Australians have rejected recognising Aboriginal and Torres Strait Islander people as the nation’s first people in the constitution through the establishment of a Voice to Parliament advisory body.
The ABC has projected the referendum will fail to meet the double majority needed for it to pass.
Nationally, a majority of voters said No to the proposed constitutional change.
The ABC has projected majority No votes in Tasmania, New South Wales, South Australia, Queensland, the Northern Territory, Victoria and Western Australia.
The ACT, which like the NT is only included in the national majority, is projected to be the only jurisdiction to return a Yes vote.

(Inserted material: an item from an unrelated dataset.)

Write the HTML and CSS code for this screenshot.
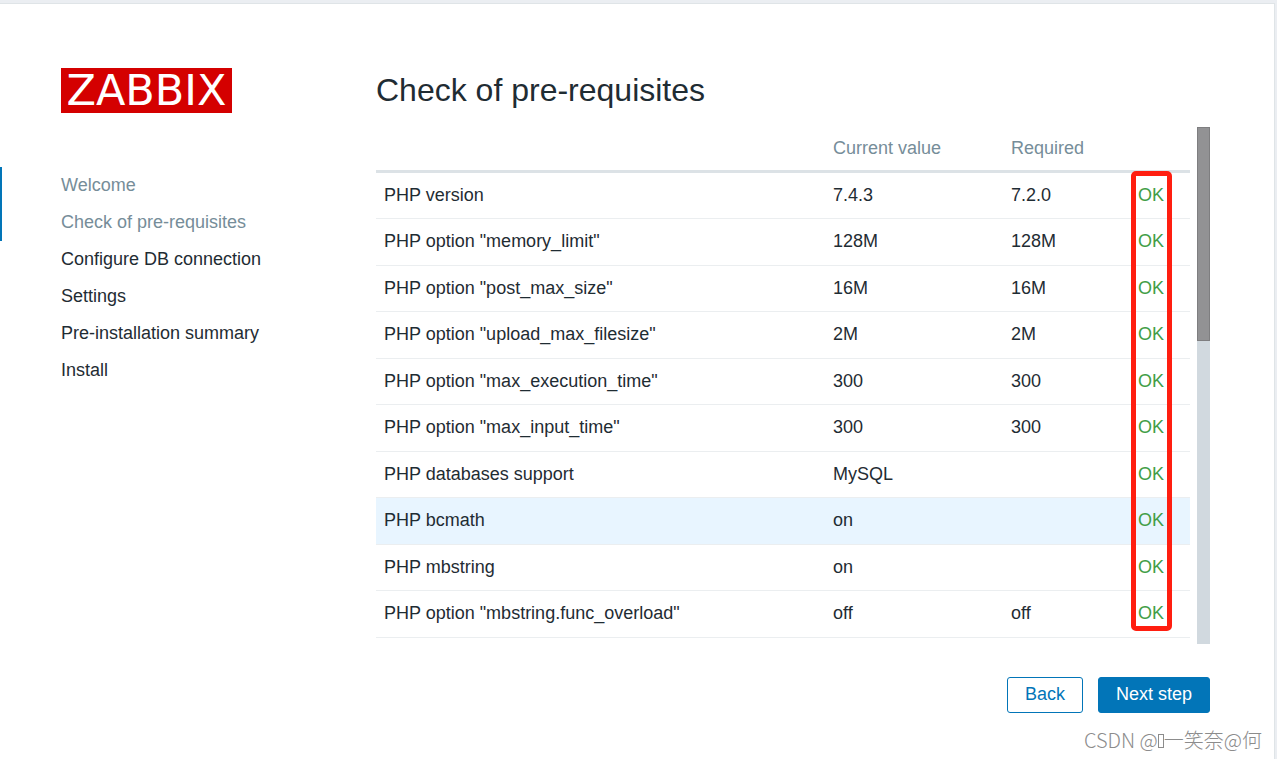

The Voice to Parliament would have been an advisory body with no power of veto but permanently enshrined in the constitution, meaning a future government of the day could not abolish it without holding another referendum.
The Voice was first proposed after hundreds of Indigenous Australians, who took part in the Uluru Dialogues, issued the Statement from the Heart six years ago. That statement called for a constitutionally enshrined Voice along with truth telling and treaty.
“While tonight’s result is not one that I had hoped for, I absolutely respect the decision of the Australian people and the democratic process that has delivered it,” Prime Minister Anthony Albanese said.
He said the nation must now come together to overcome the disadvantage that Indigenous Australians face because “no one could say more of the same is good enough”.
Mr Albanese said the “real division” in Australia was one of disadvantage, which he defined as the gap between Indigenous and non-Indigenous Australians in life expectancy, education and the rates of suicide and disease.
“A great nation like ours can and must do better for the First Australians,” the prime minister said.
Opposition Leader Peter Dutton said the result was “good for the country”.
“This is a referendum that Australia did not need to have,” he said.
“What we have seen tonight is Australians literally in their millions reject the prime minister’s divisive referendum.”
ABC election analysts said the results in Sydney looked similar to the 1999 republic referendum, with eastern suburbs voting Yes, while western suburbs, which include many Labor strongholds, voted No.
Green said the results showed a correlation between affluent electorates and Yes votes.